──────── Given records

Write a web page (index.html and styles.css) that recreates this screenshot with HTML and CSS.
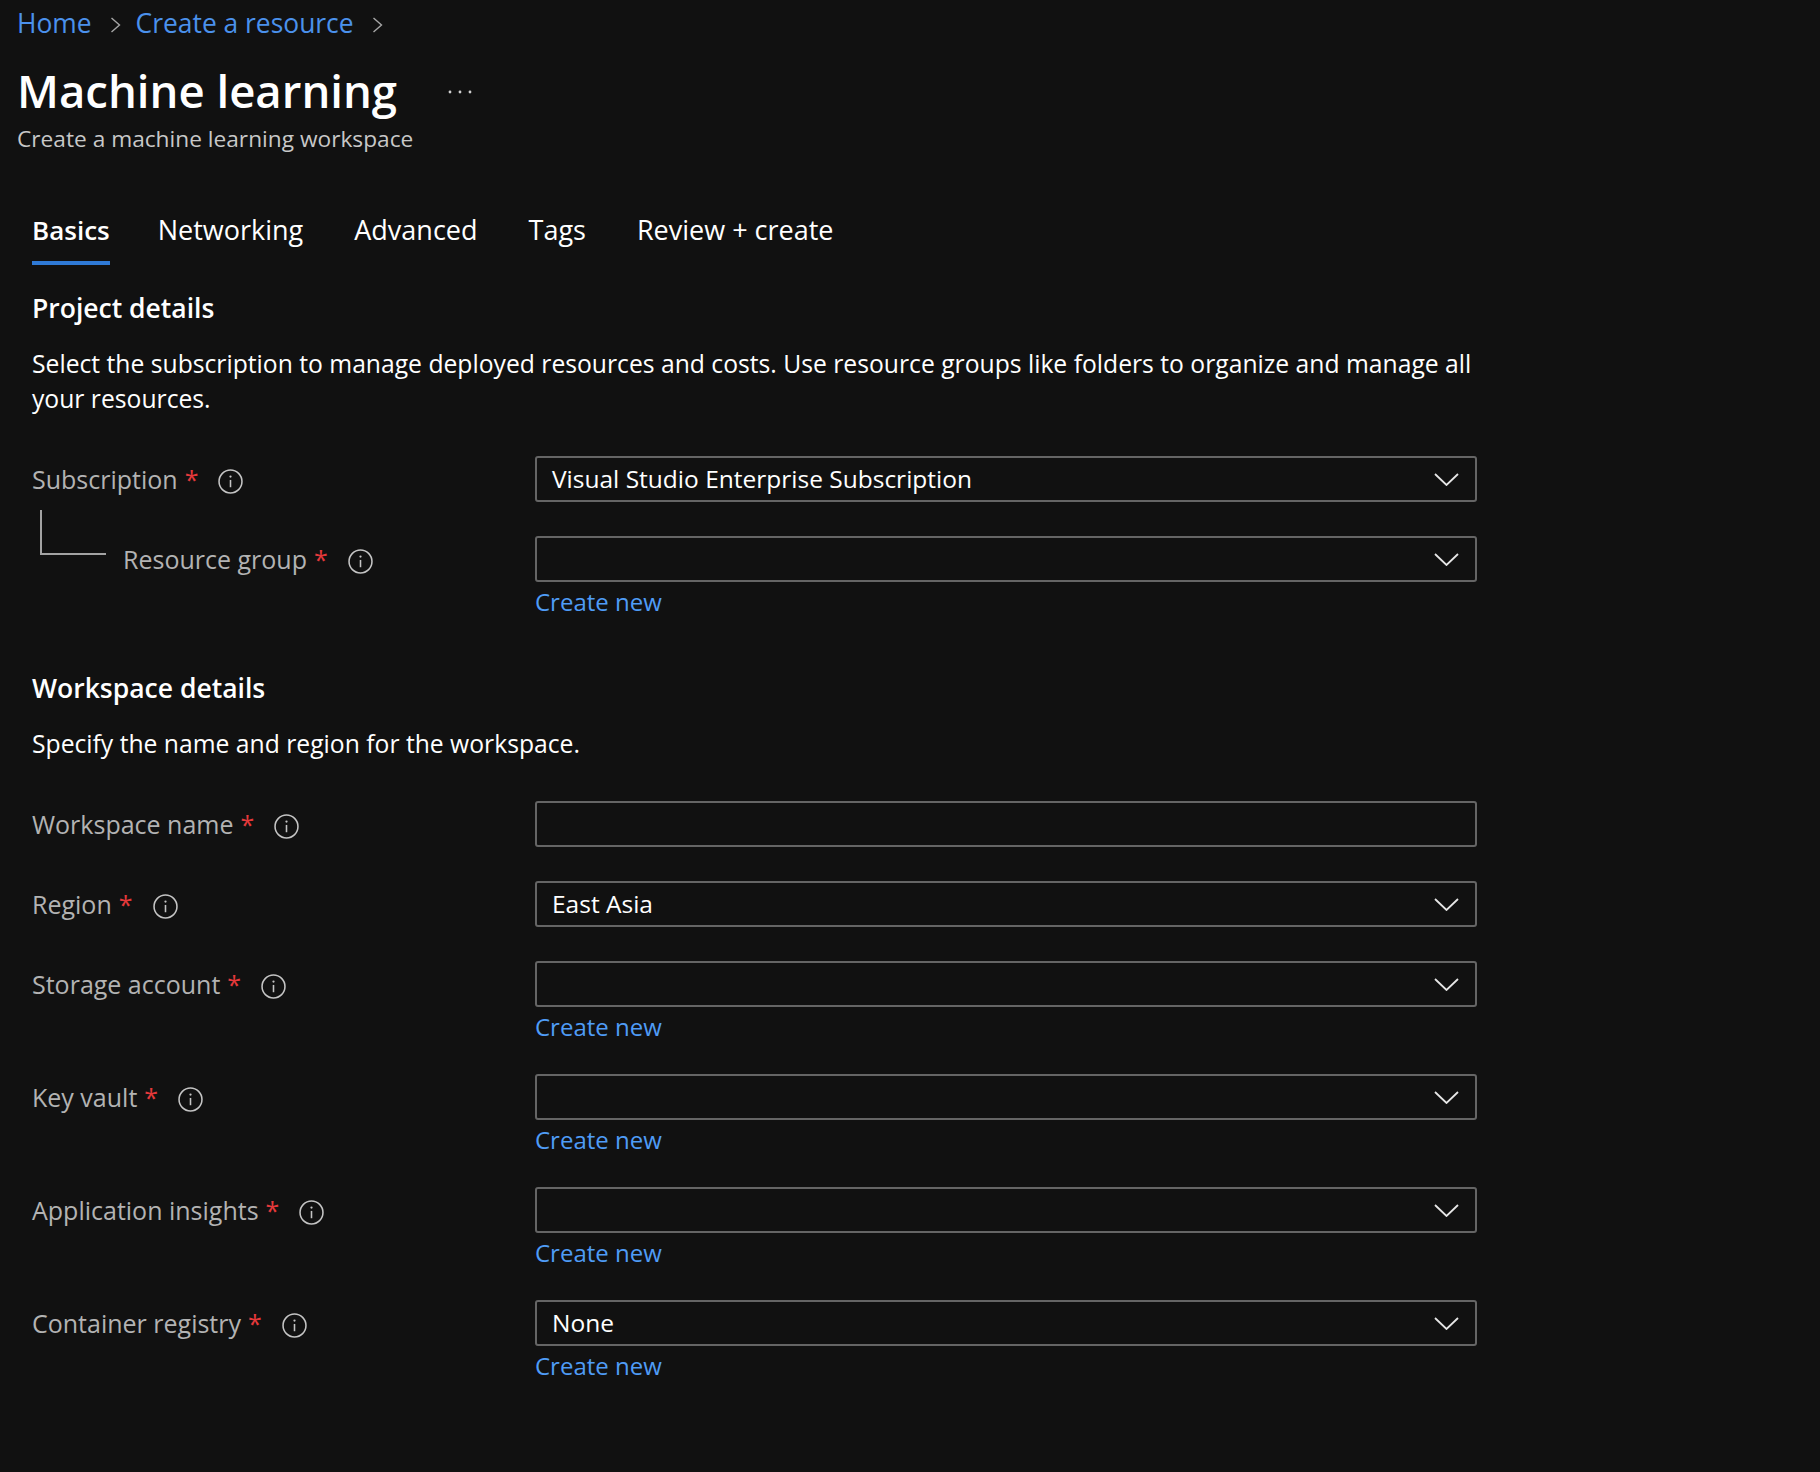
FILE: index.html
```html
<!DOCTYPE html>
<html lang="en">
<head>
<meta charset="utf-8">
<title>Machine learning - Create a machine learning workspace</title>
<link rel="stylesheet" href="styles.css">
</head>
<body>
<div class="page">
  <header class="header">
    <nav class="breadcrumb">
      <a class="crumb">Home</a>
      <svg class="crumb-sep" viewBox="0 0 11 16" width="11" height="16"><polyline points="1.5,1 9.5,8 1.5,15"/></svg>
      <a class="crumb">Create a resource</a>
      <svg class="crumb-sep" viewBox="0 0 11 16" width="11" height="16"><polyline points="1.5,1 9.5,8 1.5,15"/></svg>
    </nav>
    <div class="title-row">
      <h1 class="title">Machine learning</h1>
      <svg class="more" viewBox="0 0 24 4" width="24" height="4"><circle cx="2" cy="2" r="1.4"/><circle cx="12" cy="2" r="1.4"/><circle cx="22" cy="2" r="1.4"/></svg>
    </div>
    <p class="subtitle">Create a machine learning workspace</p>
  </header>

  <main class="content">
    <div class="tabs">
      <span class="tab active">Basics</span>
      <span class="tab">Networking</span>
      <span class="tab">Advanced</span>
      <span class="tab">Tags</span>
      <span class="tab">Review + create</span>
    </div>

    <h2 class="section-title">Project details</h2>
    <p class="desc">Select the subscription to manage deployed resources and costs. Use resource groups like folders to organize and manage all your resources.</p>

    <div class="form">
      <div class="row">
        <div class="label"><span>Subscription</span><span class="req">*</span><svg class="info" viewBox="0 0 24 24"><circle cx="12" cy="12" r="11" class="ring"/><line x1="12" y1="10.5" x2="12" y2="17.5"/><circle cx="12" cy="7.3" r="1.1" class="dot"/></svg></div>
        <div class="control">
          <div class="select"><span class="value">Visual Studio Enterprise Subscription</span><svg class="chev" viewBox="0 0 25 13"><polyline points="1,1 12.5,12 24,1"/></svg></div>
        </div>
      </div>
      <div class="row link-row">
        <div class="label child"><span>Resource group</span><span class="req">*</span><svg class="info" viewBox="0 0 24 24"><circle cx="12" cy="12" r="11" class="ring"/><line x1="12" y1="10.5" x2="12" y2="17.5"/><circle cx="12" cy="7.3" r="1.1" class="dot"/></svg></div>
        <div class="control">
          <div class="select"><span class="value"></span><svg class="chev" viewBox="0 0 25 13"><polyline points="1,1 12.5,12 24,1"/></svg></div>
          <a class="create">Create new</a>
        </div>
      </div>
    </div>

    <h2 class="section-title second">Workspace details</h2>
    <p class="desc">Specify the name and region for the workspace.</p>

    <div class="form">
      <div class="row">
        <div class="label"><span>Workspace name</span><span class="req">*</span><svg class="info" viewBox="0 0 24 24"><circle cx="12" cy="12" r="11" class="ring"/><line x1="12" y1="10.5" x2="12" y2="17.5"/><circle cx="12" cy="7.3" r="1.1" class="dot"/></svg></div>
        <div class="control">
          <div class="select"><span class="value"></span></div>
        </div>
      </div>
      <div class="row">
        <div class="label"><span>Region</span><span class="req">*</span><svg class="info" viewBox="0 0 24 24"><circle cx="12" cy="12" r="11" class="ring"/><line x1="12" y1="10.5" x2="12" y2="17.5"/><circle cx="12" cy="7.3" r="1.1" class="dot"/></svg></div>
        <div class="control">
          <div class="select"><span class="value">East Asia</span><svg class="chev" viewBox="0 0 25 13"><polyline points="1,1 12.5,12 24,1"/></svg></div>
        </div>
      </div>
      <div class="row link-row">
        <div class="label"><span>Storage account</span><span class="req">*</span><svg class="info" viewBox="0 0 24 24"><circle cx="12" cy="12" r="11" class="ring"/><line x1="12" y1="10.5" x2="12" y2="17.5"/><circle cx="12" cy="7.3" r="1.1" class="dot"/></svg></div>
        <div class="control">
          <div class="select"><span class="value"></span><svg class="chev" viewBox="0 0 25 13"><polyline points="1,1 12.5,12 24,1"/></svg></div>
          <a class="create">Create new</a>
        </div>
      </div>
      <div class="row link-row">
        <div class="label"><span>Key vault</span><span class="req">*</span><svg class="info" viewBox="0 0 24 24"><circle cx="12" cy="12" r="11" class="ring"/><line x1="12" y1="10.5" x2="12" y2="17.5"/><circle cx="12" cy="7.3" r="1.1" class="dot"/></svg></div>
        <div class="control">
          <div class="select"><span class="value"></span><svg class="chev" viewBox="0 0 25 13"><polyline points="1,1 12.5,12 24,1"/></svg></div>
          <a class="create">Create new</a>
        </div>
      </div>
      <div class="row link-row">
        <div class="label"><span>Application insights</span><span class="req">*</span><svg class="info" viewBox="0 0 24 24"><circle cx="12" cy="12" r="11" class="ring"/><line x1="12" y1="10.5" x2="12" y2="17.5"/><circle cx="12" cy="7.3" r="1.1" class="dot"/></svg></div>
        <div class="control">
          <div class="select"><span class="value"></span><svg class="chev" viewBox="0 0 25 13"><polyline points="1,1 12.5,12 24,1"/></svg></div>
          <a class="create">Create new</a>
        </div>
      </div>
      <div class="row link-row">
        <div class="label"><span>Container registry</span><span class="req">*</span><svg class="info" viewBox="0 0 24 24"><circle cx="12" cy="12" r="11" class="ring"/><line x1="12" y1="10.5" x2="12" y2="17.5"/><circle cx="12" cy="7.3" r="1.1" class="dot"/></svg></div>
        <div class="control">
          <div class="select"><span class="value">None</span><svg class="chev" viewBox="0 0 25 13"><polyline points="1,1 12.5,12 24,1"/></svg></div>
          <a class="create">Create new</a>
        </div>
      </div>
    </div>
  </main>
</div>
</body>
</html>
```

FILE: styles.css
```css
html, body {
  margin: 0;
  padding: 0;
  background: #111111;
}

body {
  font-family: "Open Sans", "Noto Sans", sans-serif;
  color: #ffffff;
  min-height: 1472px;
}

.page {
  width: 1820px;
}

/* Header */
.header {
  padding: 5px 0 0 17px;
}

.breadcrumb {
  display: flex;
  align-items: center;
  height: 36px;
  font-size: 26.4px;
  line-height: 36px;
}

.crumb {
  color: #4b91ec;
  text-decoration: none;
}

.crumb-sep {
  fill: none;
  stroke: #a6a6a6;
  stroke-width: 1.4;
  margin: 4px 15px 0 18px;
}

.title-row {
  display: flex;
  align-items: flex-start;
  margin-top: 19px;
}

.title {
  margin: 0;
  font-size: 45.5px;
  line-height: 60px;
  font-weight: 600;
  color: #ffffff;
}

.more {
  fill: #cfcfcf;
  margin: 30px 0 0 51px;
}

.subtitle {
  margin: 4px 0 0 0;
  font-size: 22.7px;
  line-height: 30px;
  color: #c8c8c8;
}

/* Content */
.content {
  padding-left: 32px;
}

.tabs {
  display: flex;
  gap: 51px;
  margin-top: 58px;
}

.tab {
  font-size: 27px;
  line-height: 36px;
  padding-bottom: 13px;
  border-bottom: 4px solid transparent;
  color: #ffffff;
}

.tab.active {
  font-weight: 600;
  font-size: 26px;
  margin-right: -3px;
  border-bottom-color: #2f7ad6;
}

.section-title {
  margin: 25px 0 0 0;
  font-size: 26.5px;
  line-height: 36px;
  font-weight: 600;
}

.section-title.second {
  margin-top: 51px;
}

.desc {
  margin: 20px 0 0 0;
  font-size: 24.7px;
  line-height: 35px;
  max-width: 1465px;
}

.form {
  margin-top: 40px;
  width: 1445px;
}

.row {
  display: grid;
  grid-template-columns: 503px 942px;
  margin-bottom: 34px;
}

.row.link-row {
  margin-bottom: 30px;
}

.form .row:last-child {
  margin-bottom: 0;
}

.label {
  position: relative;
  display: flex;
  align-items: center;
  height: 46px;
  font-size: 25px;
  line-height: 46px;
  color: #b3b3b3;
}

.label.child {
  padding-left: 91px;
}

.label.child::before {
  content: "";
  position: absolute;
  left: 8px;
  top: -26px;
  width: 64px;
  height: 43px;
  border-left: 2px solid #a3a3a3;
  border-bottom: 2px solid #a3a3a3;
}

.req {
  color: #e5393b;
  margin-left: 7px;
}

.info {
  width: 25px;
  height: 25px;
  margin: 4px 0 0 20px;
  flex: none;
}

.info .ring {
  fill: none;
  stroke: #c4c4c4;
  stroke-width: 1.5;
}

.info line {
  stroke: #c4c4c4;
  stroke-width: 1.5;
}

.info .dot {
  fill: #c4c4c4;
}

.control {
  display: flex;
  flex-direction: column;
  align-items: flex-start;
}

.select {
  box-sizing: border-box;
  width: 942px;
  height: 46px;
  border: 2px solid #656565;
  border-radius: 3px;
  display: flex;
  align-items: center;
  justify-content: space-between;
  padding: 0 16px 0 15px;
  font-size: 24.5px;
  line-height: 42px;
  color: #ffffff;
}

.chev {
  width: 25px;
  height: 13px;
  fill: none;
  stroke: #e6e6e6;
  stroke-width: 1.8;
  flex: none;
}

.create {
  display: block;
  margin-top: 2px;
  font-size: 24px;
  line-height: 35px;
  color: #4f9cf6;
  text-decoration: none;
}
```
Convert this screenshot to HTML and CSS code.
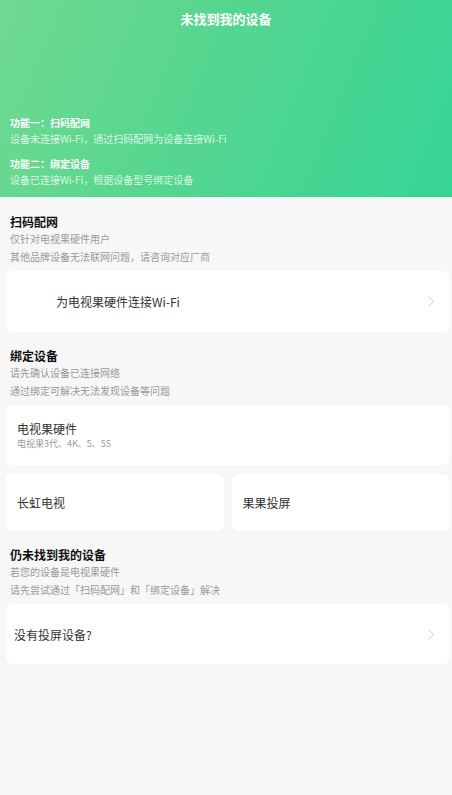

────────────────

**Your goal:** Look through the records and gather every line containing "styles".

**Exercise output:**
Write a web page (index.html and styles.css) that recreates this screenshot with HTML and CSS.
<link rel="stylesheet" href="styles.css">
FILE: styles.css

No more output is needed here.